In this process, users set up servers to switch responsibilities to a remote server as needed. They should also evaluate each piece of hardware for durability using vendor metrics such as mean time between failures (MTBF).

How High Availability Works

To achieve high availability, first identify and eliminate single points of failure in the operating system’s infrastructure. Any point that would trigger a mission critical service interruption if it was unavailable qualifies here.

There may be singular components in your infrastructure that are not single points of failure. One important question is whether you have mechanisms in place to detect any data loss or other system failures and adapt quickly. Another is whether you have redundant system components in place that can cover the same tasks.

Which High Availability Products Do You Need?

In practice, high availability products are the first line of defense, although it takes more to achieve this level of durable performance. Important factors include: data quality, environmental conditions, hardware resilience, and strategically durable networks and software.

There are many ways to lose data, or to find it corrupted or inconsistent. Any system that is highly available protects data quality across the board, including during failure events of all kinds.

Highly available hardware includes servers and components such as network interfaces and hard disks that resist and recover well from hardware failures and power outages.

Another part of an HA system is a high availability firewall. These are typically multiple web application firewalls placed strategically throughout networks and systems to help eliminate any single point of failure and enable ongoing failover processing.

Networks and software stacks also need to be designed to resist and recover from failures—because they will happen, even in the best of circumstances.

What is the Difference Between High Availability and Redundancy?

Redundancy alone cannot ensure high availability. A system also needs failure detectability mechanisms.

The ability to conduct high availability testing and the capacity to take corrective action each time one of the stack’s components becomes unavailable are also essential.

Top-to-bottom or distributed approaches to high availability can both succeed, and hardware or software based techniques to reduce downtime are also effective.

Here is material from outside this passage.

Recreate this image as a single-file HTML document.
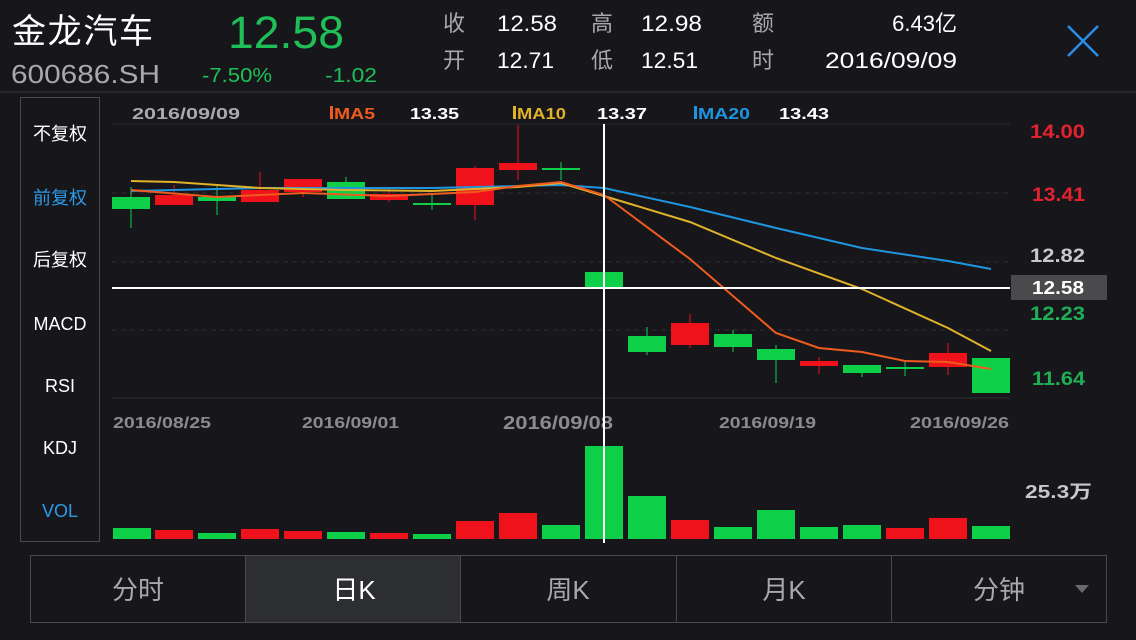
<!DOCTYPE html>
<html><head><meta charset="utf-8"><style>
html,body{margin:0;padding:0;background:#17171b;}
svg{display:block}
text{font-family:"Liberation Sans","Noto Sans CJK SC",sans-serif;}
</style></head><body>
<svg width="1136" height="640" viewBox="0 0 1136 640" xmlns="http://www.w3.org/2000/svg">
<rect width="1136" height="640" fill="#17171b"/>
<!-- header -->
<text x="12" y="43" font-size="34" fill="#fff" textLength="141">金龙汽车</text>
<text x="11" y="83" font-size="26" fill="#a8a9ad" textLength="149" lengthAdjust="spacingAndGlyphs">600686.SH</text>
<text x="228" y="48" font-size="45" fill="#1fbf58" textLength="116" lengthAdjust="spacingAndGlyphs">12.58</text>
<text x="202" y="82" font-size="20" fill="#1fbf58" textLength="70" lengthAdjust="spacingAndGlyphs">-7.50%</text>
<text x="325" y="82" font-size="20" fill="#1fbf58" textLength="52" lengthAdjust="spacingAndGlyphs">-1.02</text>
<g font-size="22">
<text x="443" y="31" fill="#a8a9ad">收</text><text x="497" y="31" fill="#fff" textLength="60" lengthAdjust="spacingAndGlyphs">12.58</text>
<text x="443" y="68" fill="#a8a9ad">开</text><text x="497" y="68" fill="#fff" textLength="57" lengthAdjust="spacingAndGlyphs">12.71</text>
<text x="591" y="31" fill="#a8a9ad">高</text><text x="641" y="31" fill="#fff" textLength="61" lengthAdjust="spacingAndGlyphs">12.98</text>
<text x="591" y="68" fill="#a8a9ad">低</text><text x="641" y="68" fill="#fff" textLength="57" lengthAdjust="spacingAndGlyphs">12.51</text>
<text x="752" y="31" fill="#a8a9ad">额</text><text x="957" y="31" fill="#fff" text-anchor="end">6.43亿</text>
<text x="752" y="68" fill="#a8a9ad">时</text><text x="825" y="68" fill="#fff" textLength="132" lengthAdjust="spacingAndGlyphs">2016/09/09</text>
</g>
<path d="M1068 26 L1098 56 M1098 26 L1068 56" stroke="#2a8de8" stroke-width="2.5"/>
<line x1="0" y1="92" x2="1136" y2="92" stroke="#3a3a3e" stroke-width="1"/>
<!-- left panel -->
<rect x="20.5" y="97.5" width="79" height="444" fill="none" stroke="#4a4a4e"/>
<g font-size="18" fill="#fff" text-anchor="middle">
<text x="60" y="140">不复权</text>
<text x="60" y="204" fill="#2a9be8">前复权</text>
<text x="60" y="266">后复权</text>
<text x="60" y="330">MACD</text>
<text x="60" y="392">RSI</text>
<text x="60" y="454">KDJ</text>
<text x="60" y="517" fill="#2a9be8">VOL</text>
</g>
<!-- legend -->
<g font-size="16" font-weight="bold" lengthAdjust="spacingAndGlyphs">
<text x="132" y="119" fill="#a8a9ad" textLength="108" lengthAdjust="spacingAndGlyphs">2016/09/09</text>
<rect x="330" y="106" width="3" height="13" fill="#ef5a1f"/><text x="334" y="119" fill="#ef5a1f" textLength="41" lengthAdjust="spacingAndGlyphs">MA5</text>
<text x="410" y="119" fill="#fff" textLength="49" lengthAdjust="spacingAndGlyphs">13.35</text>
<rect x="513" y="106" width="3" height="13" fill="#e0b22a"/><text x="517" y="119" fill="#e0b22a" textLength="49" lengthAdjust="spacingAndGlyphs">MA10</text>
<text x="597" y="119" fill="#fff" textLength="50" lengthAdjust="spacingAndGlyphs">13.37</text>
<rect x="694" y="106" width="3" height="13" fill="#1f95e0"/><text x="698" y="119" fill="#1f95e0" textLength="52" lengthAdjust="spacingAndGlyphs">MA20</text>
<text x="779" y="119" fill="#fff" textLength="50" lengthAdjust="spacingAndGlyphs">13.43</text>
</g>
<!-- grid -->
<line x1="112" y1="124" x2="1010" y2="124" stroke="#2a2a2e"/>
<g stroke="#2e2e33" stroke-dasharray="5,4">
<line x1="112" y1="193" x2="1010" y2="193"/>
<line x1="112" y1="262" x2="1010" y2="262"/>
<line x1="112" y1="330" x2="1010" y2="330"/>
</g>
<line x1="112" y1="398" x2="1010" y2="398" stroke="#2e2e33"/>
<!-- price labels -->
<g font-size="19" font-weight="bold">
<text x="1030" y="138" fill="#e3222f" textLength="55" lengthAdjust="spacingAndGlyphs">14.00</text>
<text x="1032" y="201" fill="#e3222f" textLength="53" lengthAdjust="spacingAndGlyphs">13.41</text>
<text x="1030" y="262" fill="#c8c8cc" textLength="55" lengthAdjust="spacingAndGlyphs">12.82</text>
<text x="1030" y="320" fill="#1fae55" textLength="55" lengthAdjust="spacingAndGlyphs">12.23</text>
<text x="1032" y="385" fill="#1fae55" textLength="53" lengthAdjust="spacingAndGlyphs">11.64</text>
</g>
<rect x="1011" y="275" width="96" height="25" fill="#4a4a4c"/>
<text x="1032" y="294" font-size="18" font-weight="bold" fill="#fff" textLength="52" lengthAdjust="spacingAndGlyphs">12.58</text>
<!-- candles -->
<g stroke-width="1">
<g fill="#0ed048" stroke="#0ed048">
<line x1="131" y1="187" x2="131" y2="228"/><rect x="112" y="197" width="38" height="12" stroke="none"/>
<line x1="217" y1="185" x2="217" y2="215"/><rect x="198" y="197" width="38" height="4" stroke="none"/>
<line x1="346" y1="177" x2="346" y2="199"/><rect x="327" y="182" width="38" height="17" stroke="none"/>
<line x1="432" y1="195" x2="432" y2="210"/><rect x="413" y="203" width="38" height="2" stroke="none"/>
<line x1="561" y1="162" x2="561" y2="180"/><rect x="542" y="168" width="38" height="2" stroke="none"/>
<rect x="585" y="272" width="38" height="15" stroke="none"/>
<line x1="647" y1="327" x2="647" y2="355"/><rect x="628" y="336" width="38" height="16" stroke="none"/>
<line x1="733" y1="330" x2="733" y2="352"/><rect x="714" y="334" width="38" height="13" stroke="none"/>
<line x1="776" y1="345" x2="776" y2="383"/><rect x="757" y="349" width="38" height="11" stroke="none"/>
<line x1="862" y1="365" x2="862" y2="377"/><rect x="843" y="365" width="38" height="8" stroke="none"/>
<line x1="905" y1="361" x2="905" y2="376"/><rect x="886" y="367" width="38" height="2" stroke="none"/>
<rect x="972" y="358" width="38" height="35" stroke="none"/>
</g>
<g fill="#f0121b" stroke="#f0121b">
<line x1="174" y1="185" x2="174" y2="205"/><rect x="155" y="195" width="38" height="10" stroke="none"/>
<line x1="260" y1="172" x2="260" y2="202"/><rect x="241" y="190" width="38" height="12" stroke="none"/>
<line x1="303" y1="179" x2="303" y2="197"/><rect x="284" y="179" width="38" height="13" stroke="none"/>
<line x1="389" y1="188" x2="389" y2="202"/><rect x="370" y="194" width="38" height="6" stroke="none"/>
<line x1="475" y1="166" x2="475" y2="220"/><rect x="456" y="168" width="38" height="37" stroke="none"/>
<line x1="518" y1="125" x2="518" y2="180"/><rect x="499" y="163" width="38" height="7" stroke="none"/>
<line x1="690" y1="314" x2="690" y2="348"/><rect x="671" y="323" width="38" height="22" stroke="none"/>
<line x1="819" y1="357" x2="819" y2="374"/><rect x="800" y="361" width="38" height="5" stroke="none"/>
<line x1="948" y1="343" x2="948" y2="375"/><rect x="929" y="353" width="38" height="14" stroke="none"/>
</g>
</g>
<!-- MAs -->
<g fill="none" stroke-width="2">
<polyline stroke="#1f95e0" points="131,191 260,188 432,188 518,186 561,185 604,188 690,207 776,228 862,248 948,261 991,269"/>
<polyline stroke="#e0b22a" points="131,181 174,182 260,188 346,190 432,191 518,187 561,183 604,196 690,222 776,258 862,289 948,328 991,351"/>
<polyline stroke="#ef5a1f" points="131,190 217,197 303,193 389,196 475,192 518,186 561,182 604,195 690,259 776,333 819,348 862,352 905,361 948,362 991,369"/>
</g>
<!-- dates -->
<g font-size="16" font-weight="bold" fill="#8a8b90">
<text x="113" y="428" textLength="98" lengthAdjust="spacingAndGlyphs">2016/08/25</text>
<text x="302" y="428" textLength="97" lengthAdjust="spacingAndGlyphs">2016/09/01</text>
<text x="503" y="429" font-size="18" textLength="110" lengthAdjust="spacingAndGlyphs">2016/09/08</text>
<text x="719" y="428" textLength="97" lengthAdjust="spacingAndGlyphs">2016/09/19</text>
<text x="910" y="428" textLength="99" lengthAdjust="spacingAndGlyphs">2016/09/26</text>
</g>
<!-- volume -->
<g>
<rect x="113" y="528" width="38" height="11" fill="#0ed048"/>
<rect x="155" y="530" width="38" height="9" fill="#f0121b"/>
<rect x="198" y="533" width="38" height="6" fill="#0ed048"/>
<rect x="241" y="529" width="38" height="10" fill="#f0121b"/>
<rect x="284" y="531" width="38" height="8" fill="#f0121b"/>
<rect x="327" y="532" width="38" height="7" fill="#0ed048"/>
<rect x="370" y="533" width="38" height="6" fill="#f0121b"/>
<rect x="413" y="534" width="38" height="5" fill="#0ed048"/>
<rect x="456" y="521" width="38" height="18" fill="#f0121b"/>
<rect x="499" y="513" width="38" height="26" fill="#f0121b"/>
<rect x="542" y="525" width="38" height="14" fill="#0ed048"/>
<rect x="585" y="446" width="38" height="93" fill="#0ed048"/>
<rect x="628" y="496" width="38" height="43" fill="#0ed048"/>
<rect x="671" y="520" width="38" height="19" fill="#f0121b"/>
<rect x="714" y="527" width="38" height="12" fill="#0ed048"/>
<rect x="757" y="510" width="38" height="29" fill="#0ed048"/>
<rect x="800" y="527" width="38" height="12" fill="#0ed048"/>
<rect x="843" y="525" width="38" height="14" fill="#0ed048"/>
<rect x="886" y="528" width="38" height="11" fill="#f0121b"/>
<rect x="929" y="518" width="38" height="21" fill="#f0121b"/>
<rect x="972" y="526" width="38" height="13" fill="#0ed048"/>
</g>
<text x="1025" y="498" font-size="18" font-weight="bold" fill="#c8c8cc" textLength="67" lengthAdjust="spacingAndGlyphs">25.3万</text>
<!-- crosshair -->
<line x1="604" y1="124" x2="604" y2="543" stroke="#fff" stroke-width="2"/>
<line x1="112" y1="288" x2="1010" y2="288" stroke="#fff" stroke-width="2"/>
<!-- tabs -->
<rect x="246" y="556" width="214" height="66" fill="#2c2e31"/>
<rect x="30.5" y="555.5" width="1076" height="67" fill="none" stroke="#4a4a4e"/>
<g stroke="#4a4a4e"><line x1="245.5" y1="556" x2="245.5" y2="622"/><line x1="460.5" y1="556" x2="460.5" y2="622"/><line x1="676.5" y1="556" x2="676.5" y2="622"/><line x1="891.5" y1="556" x2="891.5" y2="622"/></g>
<g font-size="26" text-anchor="middle" fill="#a8a9ad">
<text x="138" y="599">分时</text>
<text x="354" y="599" fill="#fff">日K</text>
<text x="568" y="599">周K</text>
<text x="784" y="599">月K</text>
<text x="999" y="599">分钟</text>
</g>
<path d="M1075 585 L1089 585 L1082 593 Z" fill="#6a6a6e"/>
</svg>
</body></html>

Redundancy is a hardware based approach. On the other hand, implementing high availability strategies nearly always involves software.

High Availability vs Fault Tolerance

High availability and fault tolerance both refer to techniques for delivering high levels of uptime. However, fault tolerant vs high availability strategies achieve that goal differently.

Fault tolerant computing demands complete redundancy in hardware. Multiple systems operate in tandem to achieve fault tolerance, identically mirroring applications and executing instructions together. When the main system fails, another system should take over with no loss in uptime.

To achieve fault tolerant computing, you need specialized hardware. It must be able to immediately detect faults in components and enable the multiple systems to run in tandem.

This kind of system retains the memory and data of its programs, which is a major benefit. However, it may take longer to adapt to failures for networks and systems that are more complex. In addition, software problems that cause systems to crash can sometimes cause redundant systems operating in tandem to fail similarly, causing a system-wide crash.

In contrast, a high availability solution takes a software- rather than a hardware-based, approach to reducing server downtime. Instead of using physical hardware to achieve total redundancy, a high availability cluster locates a set of servers together.

These high availability servers both possess failover capabilities and monitor each other. If the primary server has issues, only one of the backup servers needs to detect them. It can then restart the problem application that tripped up the crashed server.

High availability systems recover speedily, but they also open up risk in the time it takes for the system to reboot. Fault tolerant systems protect your business against failing equipment, but they are very expensive and do not guard against software failure.

This means that in most verticals, especially software-driven services, a high availability architecture makes a lot of sense. It is highly cost-effective compared to a fault tolerant solution, which cannot handle software issues in the same way.

High Availability vs Disaster Recovery

Similarly, it is important to mention the difference between high availability and disaster recovery here. Disaster recovery (DR), just like it sounds, is a comprehensive plan for recovery of critical operations and systems after catastrophic events.

However, if you have deployed a highly available and fault tolerant system, for example, why engage in this kind of planning?

DR is typically focused on getting back online and running after a catastrophic event. High availability is focused on serious but more typical failures, such as a failing component or server. A disaster recovery plan may cope with the loss of an entire region, for example, although both are related.

What is a Highly Available Load Balancer?

Typically, availability as a whole is expressed as a percentage of uptime. A highly available load balancer can achieve optimal operational performance through either a single-node deployment or through a deployment across a cluster. In a single-node deployment, a single load-balancing controller performs all administrative functions, as well as all analytics data gathering and processing. In a high availability load balancing cluster, additional nodes provide node-level redundancy for the load-balancing controller and maximize performance for CPU-intensive analytics functions.